# SUPPLIED MATERIAL
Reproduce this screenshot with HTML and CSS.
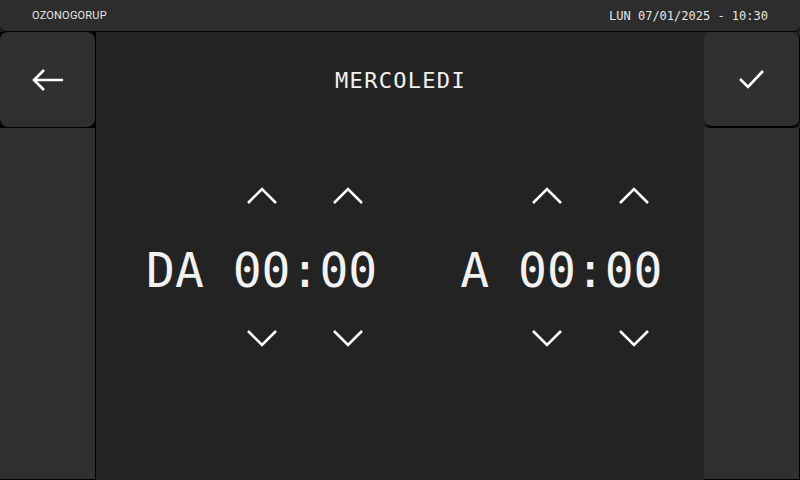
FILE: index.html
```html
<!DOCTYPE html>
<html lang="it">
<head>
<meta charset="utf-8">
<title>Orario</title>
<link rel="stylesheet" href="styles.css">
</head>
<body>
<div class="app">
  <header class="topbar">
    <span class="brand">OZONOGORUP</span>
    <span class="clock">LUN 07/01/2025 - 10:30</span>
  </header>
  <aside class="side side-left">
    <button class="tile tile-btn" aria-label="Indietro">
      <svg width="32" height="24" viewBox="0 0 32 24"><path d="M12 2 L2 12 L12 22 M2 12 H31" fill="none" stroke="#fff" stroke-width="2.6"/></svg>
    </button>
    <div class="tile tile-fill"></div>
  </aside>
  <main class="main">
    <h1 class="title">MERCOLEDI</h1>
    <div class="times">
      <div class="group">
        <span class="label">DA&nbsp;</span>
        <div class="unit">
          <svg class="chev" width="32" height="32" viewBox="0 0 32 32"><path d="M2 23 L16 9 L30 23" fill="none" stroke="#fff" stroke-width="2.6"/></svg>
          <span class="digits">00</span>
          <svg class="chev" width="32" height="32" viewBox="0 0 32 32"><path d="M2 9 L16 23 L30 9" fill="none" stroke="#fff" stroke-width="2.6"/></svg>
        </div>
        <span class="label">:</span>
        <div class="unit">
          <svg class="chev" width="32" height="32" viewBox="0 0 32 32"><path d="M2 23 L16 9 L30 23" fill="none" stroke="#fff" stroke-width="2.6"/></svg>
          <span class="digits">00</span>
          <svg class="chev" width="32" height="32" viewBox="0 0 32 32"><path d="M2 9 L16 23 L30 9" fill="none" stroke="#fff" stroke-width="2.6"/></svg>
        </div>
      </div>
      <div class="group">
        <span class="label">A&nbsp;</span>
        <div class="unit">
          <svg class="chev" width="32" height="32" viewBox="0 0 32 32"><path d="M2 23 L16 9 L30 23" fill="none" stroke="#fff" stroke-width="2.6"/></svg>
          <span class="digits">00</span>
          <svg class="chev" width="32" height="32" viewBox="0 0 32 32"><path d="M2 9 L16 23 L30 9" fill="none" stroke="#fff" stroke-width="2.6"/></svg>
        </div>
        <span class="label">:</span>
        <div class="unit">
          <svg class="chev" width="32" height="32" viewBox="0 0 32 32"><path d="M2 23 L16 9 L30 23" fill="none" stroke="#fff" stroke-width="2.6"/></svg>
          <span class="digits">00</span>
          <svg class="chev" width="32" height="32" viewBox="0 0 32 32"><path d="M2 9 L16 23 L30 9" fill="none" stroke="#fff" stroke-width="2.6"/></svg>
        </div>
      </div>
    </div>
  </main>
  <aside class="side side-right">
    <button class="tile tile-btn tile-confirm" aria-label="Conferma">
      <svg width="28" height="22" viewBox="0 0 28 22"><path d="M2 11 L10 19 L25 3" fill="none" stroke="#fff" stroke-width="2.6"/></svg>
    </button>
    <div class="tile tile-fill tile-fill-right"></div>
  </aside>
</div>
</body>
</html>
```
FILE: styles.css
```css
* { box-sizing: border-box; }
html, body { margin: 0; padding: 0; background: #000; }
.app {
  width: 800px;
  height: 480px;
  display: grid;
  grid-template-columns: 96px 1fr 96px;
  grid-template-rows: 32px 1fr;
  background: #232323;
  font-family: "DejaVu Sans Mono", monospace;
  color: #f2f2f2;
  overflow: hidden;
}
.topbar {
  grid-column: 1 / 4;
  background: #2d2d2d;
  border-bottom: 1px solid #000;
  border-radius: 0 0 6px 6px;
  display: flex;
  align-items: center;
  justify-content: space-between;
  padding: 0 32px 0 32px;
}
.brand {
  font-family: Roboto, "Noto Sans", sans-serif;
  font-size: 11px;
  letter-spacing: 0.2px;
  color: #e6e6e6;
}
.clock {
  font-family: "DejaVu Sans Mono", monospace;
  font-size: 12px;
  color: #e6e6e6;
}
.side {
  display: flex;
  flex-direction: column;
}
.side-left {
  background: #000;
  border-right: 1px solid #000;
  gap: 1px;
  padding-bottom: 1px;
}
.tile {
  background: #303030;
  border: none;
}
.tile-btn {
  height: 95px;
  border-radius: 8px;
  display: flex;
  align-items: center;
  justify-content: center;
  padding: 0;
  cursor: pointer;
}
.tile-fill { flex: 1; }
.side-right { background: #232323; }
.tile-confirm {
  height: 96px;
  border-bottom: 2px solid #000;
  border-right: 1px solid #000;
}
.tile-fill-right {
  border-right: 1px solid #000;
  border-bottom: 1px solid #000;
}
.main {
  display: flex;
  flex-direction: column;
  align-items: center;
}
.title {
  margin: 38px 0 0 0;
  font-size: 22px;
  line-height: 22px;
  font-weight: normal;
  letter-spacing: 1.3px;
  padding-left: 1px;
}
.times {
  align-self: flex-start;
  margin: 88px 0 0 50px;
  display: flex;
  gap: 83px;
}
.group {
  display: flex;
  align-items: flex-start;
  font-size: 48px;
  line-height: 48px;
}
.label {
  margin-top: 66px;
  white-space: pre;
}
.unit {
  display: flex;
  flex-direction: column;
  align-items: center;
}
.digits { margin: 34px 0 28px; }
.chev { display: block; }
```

# PROBLEM DETAILS
Give the data again exactly as written, with all pictures left out.

# THE SOLUTION
Reproduce this screenshot with HTML and CSS.
FILE: index.html
```html
<!DOCTYPE html>
<html lang="it">
<head>
<meta charset="utf-8">
<title>Orario</title>
<link rel="stylesheet" href="styles.css">
</head>
<body>
<div class="app">
  <header class="topbar">
    <span class="brand">OZONOGORUP</span>
    <span class="clock">LUN 07/01/2025 - 10:30</span>
  </header>
  <aside class="side side-left">
    <button class="tile tile-btn" aria-label="Indietro">
      <svg width="32" height="24" viewBox="0 0 32 24"><path d="M12 2 L2 12 L12 22 M2 12 H31" fill="none" stroke="#fff" stroke-width="2.6"/></svg>
    </button>
    <div class="tile tile-fill"></div>
  </aside>
  <main class="main">
    <h1 class="title">MERCOLEDI</h1>
    <div class="times">
      <div class="group">
        <span class="label">DA&nbsp;</span>
        <div class="unit">
          <svg class="chev" width="32" height="32" viewBox="0 0 32 32"><path d="M2 23 L16 9 L30 23" fill="none" stroke="#fff" stroke-width="2.6"/></svg>
          <span class="digits">00</span>
          <svg class="chev" width="32" height="32" viewBox="0 0 32 32"><path d="M2 9 L16 23 L30 9" fill="none" stroke="#fff" stroke-width="2.6"/></svg>
        </div>
        <span class="label">:</span>
        <div class="unit">
          <svg class="chev" width="32" height="32" viewBox="0 0 32 32"><path d="M2 23 L16 9 L30 23" fill="none" stroke="#fff" stroke-width="2.6"/></svg>
          <span class="digits">00</span>
          <svg class="chev" width="32" height="32" viewBox="0 0 32 32"><path d="M2 9 L16 23 L30 9" fill="none" stroke="#fff" stroke-width="2.6"/></svg>
        </div>
      </div>
      <div class="group">
        <span class="label">A&nbsp;</span>
        <div class="unit">
          <svg class="chev" width="32" height="32" viewBox="0 0 32 32"><path d="M2 23 L16 9 L30 23" fill="none" stroke="#fff" stroke-width="2.6"/></svg>
          <span class="digits">00</span>
          <svg class="chev" width="32" height="32" viewBox="0 0 32 32"><path d="M2 9 L16 23 L30 9" fill="none" stroke="#fff" stroke-width="2.6"/></svg>
        </div>
        <span class="label">:</span>
        <div class="unit">
          <svg class="chev" width="32" height="32" viewBox="0 0 32 32"><path d="M2 23 L16 9 L30 23" fill="none" stroke="#fff" stroke-width="2.6"/></svg>
          <span class="digits">00</span>
          <svg class="chev" width="32" height="32" viewBox="0 0 32 32"><path d="M2 9 L16 23 L30 9" fill="none" stroke="#fff" stroke-width="2.6"/></svg>
        </div>
      </div>
    </div>
  </main>
  <aside class="side side-right">
    <button class="tile tile-btn tile-confirm" aria-label="Conferma">
      <svg width="28" height="22" viewBox="0 0 28 22"><path d="M2 11 L10 19 L25 3" fill="none" stroke="#fff" stroke-width="2.6"/></svg>
    </button>
    <div class="tile tile-fill tile-fill-right"></div>
  </aside>
</div>
</body>
</html>
```
FILE: styles.css
```css
* { box-sizing: border-box; }
html, body { margin: 0; padding: 0; background: #000; }
.app {
  width: 800px;
  height: 480px;
  display: grid;
  grid-template-columns: 96px 1fr 96px;
  grid-template-rows: 32px 1fr;
  background: #232323;
  font-family: "DejaVu Sans Mono", monospace;
  color: #f2f2f2;
  overflow: hidden;
}
.topbar {
  grid-column: 1 / 4;
  background: #2d2d2d;
  border-bottom: 1px solid #000;
  border-radius: 0 0 6px 6px;
  display: flex;
  align-items: center;
  justify-content: space-between;
  padding: 0 32px 0 32px;
}
.brand {
  font-family: Roboto, "Noto Sans", sans-serif;
  font-size: 11px;
  letter-spacing: 0.2px;
  color: #e6e6e6;
}
.clock {
  font-family: "DejaVu Sans Mono", monospace;
  font-size: 12px;
  color: #e6e6e6;
}
.side {
  display: flex;
  flex-direction: column;
}
.side-left {
  background: #000;
  border-right: 1px solid #000;
  gap: 1px;
  padding-bottom: 1px;
}
.tile {
  background: #303030;
  border: none;
}
.tile-btn {
  height: 95px;
  border-radius: 8px;
  display: flex;
  align-items: center;
  justify-content: center;
  padding: 0;
  cursor: pointer;
}
.tile-fill { flex: 1; }
.side-right { background: #232323; }
.tile-confirm {
  height: 96px;
  border-bottom: 2px solid #000;
  border-right: 1px solid #000;
}
.tile-fill-right {
  border-right: 1px solid #000;
  border-bottom: 1px solid #000;
}
.main {
  display: flex;
  flex-direction: column;
  align-items: center;
}
.title {
  margin: 38px 0 0 0;
  font-size: 22px;
  line-height: 22px;
  font-weight: normal;
  letter-spacing: 1.3px;
  padding-left: 1px;
}
.times {
  align-self: flex-start;
  margin: 88px 0 0 50px;
  display: flex;
  gap: 83px;
}
.group {
  display: flex;
  align-items: flex-start;
  font-size: 48px;
  line-height: 48px;
}
.label {
  margin-top: 66px;
  white-space: pre;
}
.unit {
  display: flex;
  flex-direction: column;
  align-items: center;
}
.digits { margin: 34px 0 28px; }
.chev { display: block; }
```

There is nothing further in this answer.